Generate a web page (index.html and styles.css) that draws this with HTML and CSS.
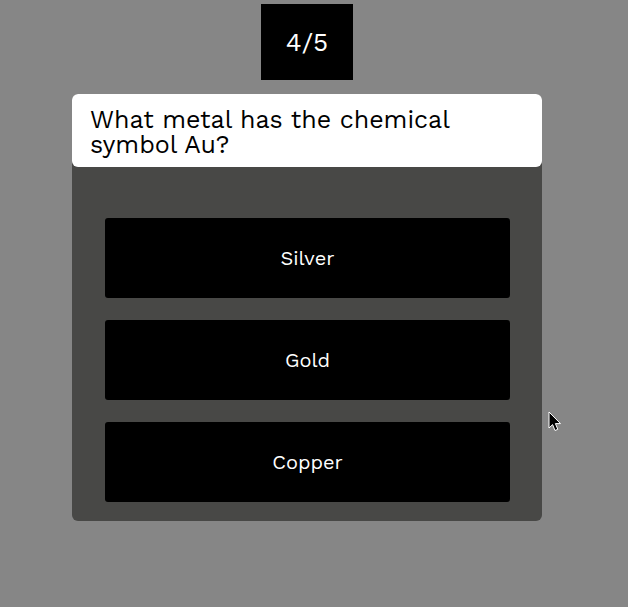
FILE: index.html
```html
<!DOCTYPE html>
<html lang="en">
<head>
<meta charset="utf-8">
<meta name="viewport" content="width=device-width, initial-scale=1">
<title>Quiz</title>
<link rel="stylesheet" href="styles.css">
</head>
<body>
<main class="quiz">
  <div class="counter">4/5</div>
  <section class="card">
    <h1 class="question">What metal has the chemical symbol Au?</h1>
    <div class="answers">
      <button class="answer" type="button">Silver</button>
      <button class="answer" type="button">Gold</button>
      <button class="answer" type="button">Copper</button>
    </div>
  </section>
</main>
<svg class="pointer" viewBox="0 0 14 22" aria-hidden="true">
  <path d="M1 1V17L4.600 13.600L7 19.500L9.800 18.300L7.400 12.600H12.500Z"/>
</svg>
</body>
</html>
```
FILE: styles.css
```css
* {
  box-sizing: border-box;
}

body {
  margin: 0;
  min-height: 100vh;
  background: #868686;
  font-family: "Work Sans", Inter, sans-serif;
}

.quiz {
  display: flex;
  flex-direction: column;
  align-items: center;
  gap: 14px;
  padding: 4px 86px 0 72px;
}

.counter {
  padding: 22px 25px;
  background: #000;
  color: #fff;
  font-size: 26px;
  font-weight: 400;
  line-height: 32px;
}

.card {
  width: 100%;
  background: #484846;
  border-radius: 6px;
}

.question {
  margin: 0;
  padding: 13px 18px 10px;
  background: #fff;
  border-radius: 6px;
  color: #000;
  font-size: 25px;
  font-weight: 400;
  line-height: 25px;
}

.answers {
  display: grid;
  gap: 22px;
  padding: 51px 32px 19px 33px;
}

.answer {
  height: 80px;
  border: 0;
  border-radius: 3px;
  background: #000;
  color: #fff;
  font: inherit;
  font-size: 20px;
  font-weight: 400;
}

.pointer {
  position: absolute;
  left: 548px;
  top: 411px;
  width: 14px;
  height: 22px;
  fill: #000;
  stroke: #fff;
}
```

§ **THE TASK**: Every line of text is to be repeated exactly; pictures are left out.

§ **CORRECT OUTPUT**:
Generate a web page (index.html and styles.css) that draws this with HTML and CSS.
FILE: index.html
```html
<!DOCTYPE html>
<html lang="en">
<head>
<meta charset="utf-8">
<meta name="viewport" content="width=device-width, initial-scale=1">
<title>Quiz</title>
<link rel="stylesheet" href="styles.css">
</head>
<body>
<main class="quiz">
  <div class="counter">4/5</div>
  <section class="card">
    <h1 class="question">What metal has the chemical symbol Au?</h1>
    <div class="answers">
      <button class="answer" type="button">Silver</button>
      <button class="answer" type="button">Gold</button>
      <button class="answer" type="button">Copper</button>
    </div>
  </section>
</main>
<svg class="pointer" viewBox="0 0 14 22" aria-hidden="true">
  <path d="M1 1V17L4.600 13.600L7 19.500L9.800 18.300L7.400 12.600H12.500Z"/>
</svg>
</body>
</html>
```
FILE: styles.css
```css
* {
  box-sizing: border-box;
}

body {
  margin: 0;
  min-height: 100vh;
  background: #868686;
  font-family: "Work Sans", Inter, sans-serif;
}

.quiz {
  display: flex;
  flex-direction: column;
  align-items: center;
  gap: 14px;
  padding: 4px 86px 0 72px;
}

.counter {
  padding: 22px 25px;
  background: #000;
  color: #fff;
  font-size: 26px;
  font-weight: 400;
  line-height: 32px;
}

.card {
  width: 100%;
  background: #484846;
  border-radius: 6px;
}

.question {
  margin: 0;
  padding: 13px 18px 10px;
  background: #fff;
  border-radius: 6px;
  color: #000;
  font-size: 25px;
  font-weight: 400;
  line-height: 25px;
}

.answers {
  display: grid;
  gap: 22px;
  padding: 51px 32px 19px 33px;
}

.answer {
  height: 80px;
  border: 0;
  border-radius: 3px;
  background: #000;
  color: #fff;
  font: inherit;
  font-size: 20px;
  font-weight: 400;
}

.pointer {
  position: absolute;
  left: 548px;
  top: 411px;
  width: 14px;
  height: 22px;
  fill: #000;
  stroke: #fff;
}
```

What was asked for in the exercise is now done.